▶ _TASK INSTRUCTIONS_
Copy each line of the data below exactly, leaving out pictures.

▶ _COLLECTED DATA_
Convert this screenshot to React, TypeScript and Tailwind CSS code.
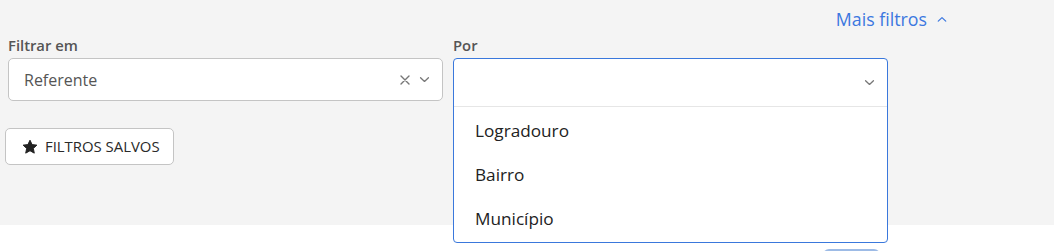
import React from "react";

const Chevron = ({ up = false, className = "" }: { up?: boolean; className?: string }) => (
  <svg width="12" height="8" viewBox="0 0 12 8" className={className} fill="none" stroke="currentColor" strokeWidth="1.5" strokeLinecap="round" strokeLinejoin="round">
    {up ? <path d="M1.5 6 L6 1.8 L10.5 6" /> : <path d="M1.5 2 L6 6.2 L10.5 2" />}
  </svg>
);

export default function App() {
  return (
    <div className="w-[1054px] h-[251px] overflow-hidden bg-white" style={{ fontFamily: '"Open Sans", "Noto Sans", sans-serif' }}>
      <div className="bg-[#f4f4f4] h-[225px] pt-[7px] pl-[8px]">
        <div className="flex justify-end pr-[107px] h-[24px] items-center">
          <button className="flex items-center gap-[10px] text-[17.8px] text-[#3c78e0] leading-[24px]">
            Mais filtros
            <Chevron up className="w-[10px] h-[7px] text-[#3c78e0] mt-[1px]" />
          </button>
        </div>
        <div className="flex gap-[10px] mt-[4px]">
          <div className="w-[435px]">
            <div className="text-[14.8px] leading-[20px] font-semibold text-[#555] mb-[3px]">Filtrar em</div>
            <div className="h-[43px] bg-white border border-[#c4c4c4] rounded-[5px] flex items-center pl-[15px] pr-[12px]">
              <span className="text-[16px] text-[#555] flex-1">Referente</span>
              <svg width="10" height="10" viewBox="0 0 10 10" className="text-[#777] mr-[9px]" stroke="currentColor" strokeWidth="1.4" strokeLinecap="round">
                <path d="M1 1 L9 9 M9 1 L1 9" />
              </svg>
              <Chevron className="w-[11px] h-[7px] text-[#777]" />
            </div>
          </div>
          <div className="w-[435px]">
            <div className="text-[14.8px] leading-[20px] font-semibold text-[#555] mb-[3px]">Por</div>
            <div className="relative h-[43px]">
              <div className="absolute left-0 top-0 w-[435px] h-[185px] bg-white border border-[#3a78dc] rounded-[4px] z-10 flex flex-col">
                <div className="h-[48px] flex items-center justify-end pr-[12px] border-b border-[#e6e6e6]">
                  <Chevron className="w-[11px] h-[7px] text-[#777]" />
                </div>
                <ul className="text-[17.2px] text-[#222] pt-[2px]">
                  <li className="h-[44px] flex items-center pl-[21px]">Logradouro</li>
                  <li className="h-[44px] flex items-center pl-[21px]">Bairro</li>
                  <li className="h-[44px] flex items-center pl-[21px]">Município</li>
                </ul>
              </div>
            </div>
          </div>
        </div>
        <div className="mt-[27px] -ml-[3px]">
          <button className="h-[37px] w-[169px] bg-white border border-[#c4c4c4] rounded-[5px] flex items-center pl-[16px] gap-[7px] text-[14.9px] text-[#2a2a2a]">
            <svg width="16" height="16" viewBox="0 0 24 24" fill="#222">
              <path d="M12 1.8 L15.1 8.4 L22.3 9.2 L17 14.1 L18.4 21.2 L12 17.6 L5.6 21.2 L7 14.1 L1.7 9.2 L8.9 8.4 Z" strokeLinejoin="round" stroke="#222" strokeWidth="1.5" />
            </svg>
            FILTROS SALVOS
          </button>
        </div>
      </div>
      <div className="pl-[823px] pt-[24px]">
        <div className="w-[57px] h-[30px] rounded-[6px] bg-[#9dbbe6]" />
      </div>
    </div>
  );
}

▶ _WRITTEN RESPONSE_
Convert this screenshot to React, TypeScript and Tailwind CSS code.
import React from "react";

const Chevron = ({ up = false, className = "" }: { up?: boolean; className?: string }) => (
  <svg width="12" height="8" viewBox="0 0 12 8" className={className} fill="none" stroke="currentColor" strokeWidth="1.5" strokeLinecap="round" strokeLinejoin="round">
    {up ? <path d="M1.5 6 L6 1.8 L10.5 6" /> : <path d="M1.5 2 L6 6.2 L10.5 2" />}
  </svg>
);

export default function App() {
  return (
    <div className="w-[1054px] h-[251px] overflow-hidden bg-white" style={{ fontFamily: '"Open Sans", "Noto Sans", sans-serif' }}>
      <div className="bg-[#f4f4f4] h-[225px] pt-[7px] pl-[8px]">
        <div className="flex justify-end pr-[107px] h-[24px] items-center">
          <button className="flex items-center gap-[10px] text-[17.8px] text-[#3c78e0] leading-[24px]">
            Mais filtros
            <Chevron up className="w-[10px] h-[7px] text-[#3c78e0] mt-[1px]" />
          </button>
        </div>
        <div className="flex gap-[10px] mt-[4px]">
          <div className="w-[435px]">
            <div className="text-[14.8px] leading-[20px] font-semibold text-[#555] mb-[3px]">Filtrar em</div>
            <div className="h-[43px] bg-white border border-[#c4c4c4] rounded-[5px] flex items-center pl-[15px] pr-[12px]">
              <span className="text-[16px] text-[#555] flex-1">Referente</span>
              <svg width="10" height="10" viewBox="0 0 10 10" className="text-[#777] mr-[9px]" stroke="currentColor" strokeWidth="1.4" strokeLinecap="round">
                <path d="M1 1 L9 9 M9 1 L1 9" />
              </svg>
              <Chevron className="w-[11px] h-[7px] text-[#777]" />
            </div>
          </div>
          <div className="w-[435px]">
            <div className="text-[14.8px] leading-[20px] font-semibold text-[#555] mb-[3px]">Por</div>
            <div className="relative h-[43px]">
              <div className="absolute left-0 top-0 w-[435px] h-[185px] bg-white border border-[#3a78dc] rounded-[4px] z-10 flex flex-col">
                <div className="h-[48px] flex items-center justify-end pr-[12px] border-b border-[#e6e6e6]">
                  <Chevron className="w-[11px] h-[7px] text-[#777]" />
                </div>
                <ul className="text-[17.2px] text-[#222] pt-[2px]">
                  <li className="h-[44px] flex items-center pl-[21px]">Logradouro</li>
                  <li className="h-[44px] flex items-center pl-[21px]">Bairro</li>
                  <li className="h-[44px] flex items-center pl-[21px]">Município</li>
                </ul>
              </div>
            </div>
          </div>
        </div>
        <div className="mt-[27px] -ml-[3px]">
          <button className="h-[37px] w-[169px] bg-white border border-[#c4c4c4] rounded-[5px] flex items-center pl-[16px] gap-[7px] text-[14.9px] text-[#2a2a2a]">
            <svg width="16" height="16" viewBox="0 0 24 24" fill="#222">
              <path d="M12 1.8 L15.1 8.4 L22.3 9.2 L17 14.1 L18.4 21.2 L12 17.6 L5.6 21.2 L7 14.1 L1.7 9.2 L8.9 8.4 Z" strokeLinejoin="round" stroke="#222" strokeWidth="1.5" />
            </svg>
            FILTROS SALVOS
          </button>
        </div>
      </div>
      <div className="pl-[823px] pt-[24px]">
        <div className="w-[57px] h-[30px] rounded-[6px] bg-[#9dbbe6]" />
      </div>
    </div>
  );
}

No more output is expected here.